Hi, Daniel.

I had an "Aha!" moment and it all makes sense now. Just as the State monad can 
hold a generator (which can change) and pass it down a calculation chain, a 
Reader monad can hold an environment (which doesn't change) and pass it down a 
calculation chain. I was wondering how I could include a (global) house betting 
limit in that craps application I've been playing with (without passing it as a 
parameter) and it sounds like the Reader monad would be an ideal candidate. 
Correct?

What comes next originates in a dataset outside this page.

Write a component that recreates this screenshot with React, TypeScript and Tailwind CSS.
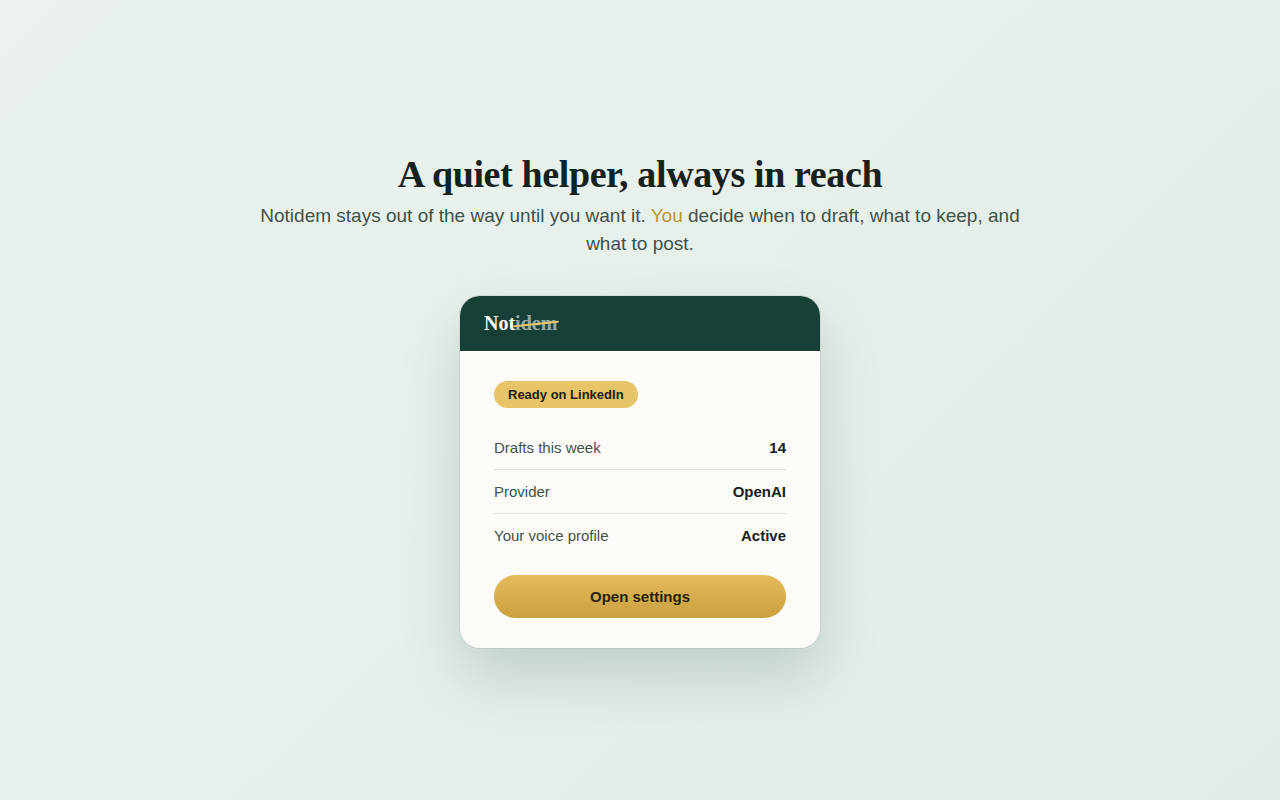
const rows = [
  { label: 'Drafts this week', value: '14' },
  { label: 'Provider', value: 'OpenAI' },
  { label: 'Your voice profile', value: 'Active' },
]

export default function App() {
  return (
    <div className="min-h-screen pb-px flex flex-col items-center justify-center bg-[linear-gradient(135deg,#ecf3ef_0%,#e2ebe6_100%)] font-['Liberation_Sans',Arial,sans-serif]">
      <h1 className="font-['Liberation_Serif',serif] font-bold text-[38px] leading-[46px] tracking-[-0.38px] text-[#16211d]">
        A quiet helper, always in reach
      </h1>
      <p className="mt-[5px] w-[780px] text-center text-[19px] leading-[28px] text-[#41524c]">
        Notidem stays out of the way until you want it. <span className="text-[#b8962f]">You</span> decide when to draft, what to keep, and what to post.
      </p>

      <div className="mt-[38px] w-[360px] rounded-[20px] overflow-hidden bg-[#fdfbf7] shadow-[0_0_0_1px_rgba(22,60,50,0.08),0_28px_60px_rgba(22,60,50,0.18)]">
        <div className="h-[55px] pb-[2px] flex items-center px-6 bg-[#163f35]">
          <div className="relative font-['Liberation_Serif',serif] font-bold text-[20px] text-white">
            Not<span className="opacity-55">idem</span>
            <span className="absolute left-[29px] top-[15px] h-[2px] w-[46px] -rotate-6 rounded-full bg-[#e8c468]" />
          </div>
        </div>
        <div className="pt-[30px] px-[34px] pb-[30px]">
          <span className="block w-fit rounded-full bg-[#e8c468] px-[14px] py-[6px] text-[13px] leading-[15px] font-bold text-[#1f1b10]">
            Ready on LinkedIn
          </span>
          <div className="mt-[18px]">
            {rows.map((row, i) => (
              <div
                key={row.label}
                className={`flex items-center justify-between h-[44px] text-[15px] ${i < rows.length - 1 ? 'pt-[2px] border-b border-[#e5e5df]' : ''}`}
              >
                <span className="text-[#41524c]">{row.label}</span>
                <span className="font-bold text-[#16211d]">{row.value}</span>
              </div>
            ))}
          </div>
          <button className="block mt-[17px] w-full h-[43px] pt-[2px] rounded-full bg-[linear-gradient(180deg,#e4bc5e,#c9a03f)] text-[15px] font-bold text-[#2a1f08]">
            Open settings
          </button>
        </div>
      </div>
    </div>
  )
}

It also sounds like a job for monad transforms.

Michael

--- On Wed, 12/29/10, Daniel Fischer <daniel.is.fisc...@googlemail.com> wrote:

From: Daniel Fischer <daniel.is.fisc...@googlemail.com>
Subject: Re: [Haskell-cafe] Reader monad
To: haskell-cafe@haskell.org
Cc: "michael rice" <nowg...@yahoo.com>
Date: Wednesday, December 29, 2010, 2:47 PM

On Wednesday 29 December 2010 19:30:11, michael rice wrote:
> Yes, I'd already noticed that ReaderT preceded Reader. Guess I'll have
> to check out the Indentity monad too. I hope it's not dependent upon yet
> another monad. 

No, the Identity monad stands alone.
And as the name suggests, it's pretty simple.